Jerusalem, Israel— Shortly before the Jewish holiday of Passover at the end of March, a fascinating discovery was made during excavation of the Old City in Jerusalem, just below the Temple Mount’s southern wall. This excavation uncovered a rare cache of bronze coins dating back to the Jewish revolt against the invading Romans from the years 66 to 70 AD. (Though there was a small amount of resistance continuing until 73 AD).
The coins, mostly dating to the fourth year of the revolt against the romans, reflect the failing hope of the city’s Jewish citizens as the rebellion failed. The coins dating from the early years of the revolt have an inscription, stating “For the Freedom of Zion”, indicating the hopes of the city’s Jewish residents for the future and their success in this revolt.
The first Roman-Jewish war, sometimes known as the Great Revolt (known as “המרד הגדול” or “ha-Mered Ha-Gadol” in Hebrew), was the result of several sporadic occurrences in which small groups of Jews rebelled against the Romans, who responded with tenfold force. Eventually, the Jewish citizens of Judea banded together to expel the Romans from the city, setting up a revolutionary government through the entire country. This victory was not to last as the infamous Emperor Nero dispatched many men to crush the revolt, and the Jewish army, led by Josephus (more famed for being a historian than a general) fled. On August 29th, year 70 AD, (9th of Av in the Jewish calendar) the Romans were finally victorious and the temple was destroyed, causing the revolutionary government to collapse.

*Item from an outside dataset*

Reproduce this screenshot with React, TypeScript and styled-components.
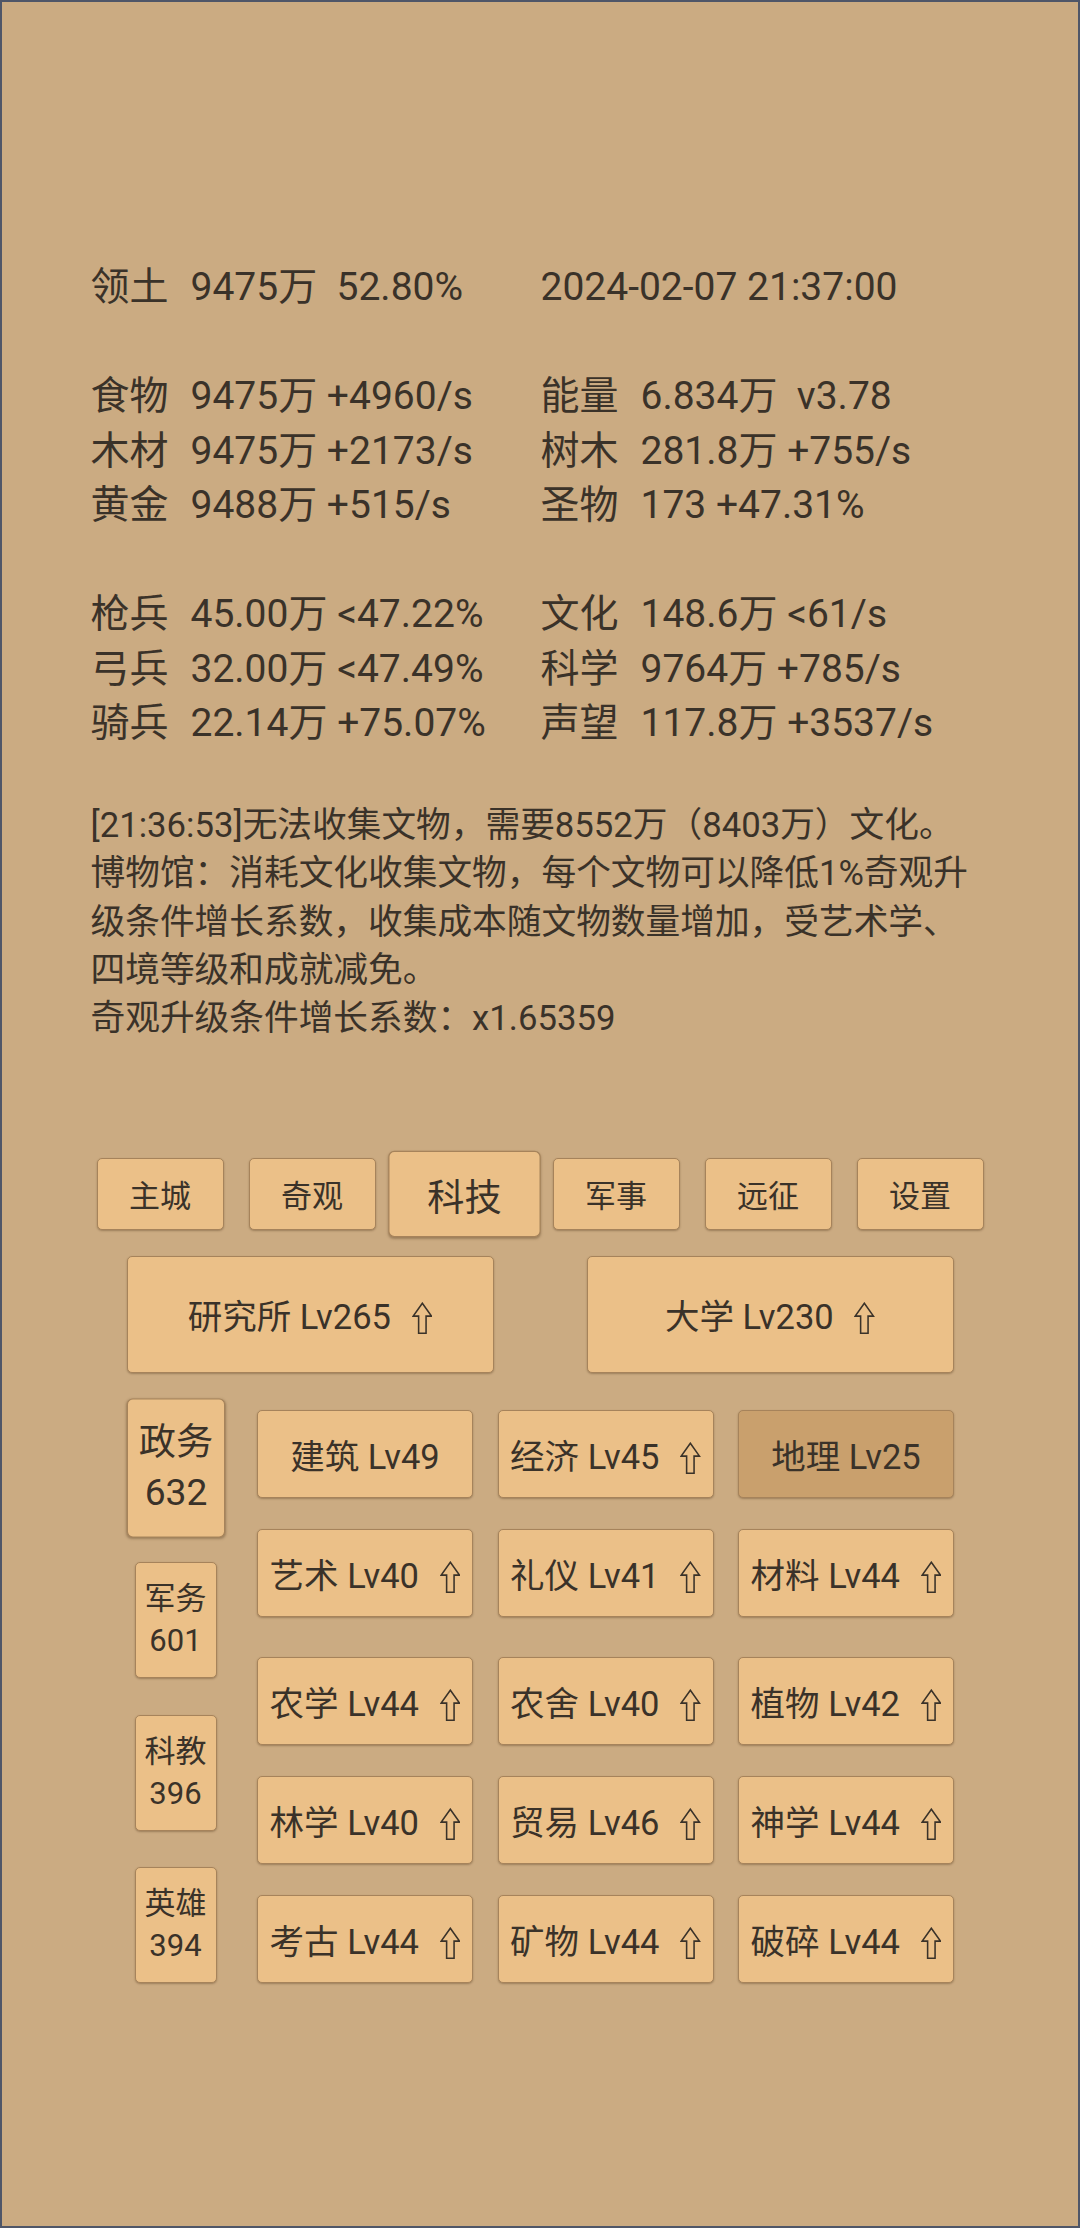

Coins dating from this fourth year, reflecting the failing hope of the city’s Jews, bear a different inscription, “For the Redemption of Zion” indicating an understanding that they could not hold out against what was at the time the most powerful empire in the old world. These coins, in their lonely cave where fearful Jewish residents fled the might of Rome, reflect a somber moment in Jewish history, a history that, unfortunately would remain somber in the millennia to come. In this modern climate with anti-semitism once again rising, some may find it pertinent to remember the tragic past of the Jewish people, and take it to heart, ensuring that such destruction does not happen again.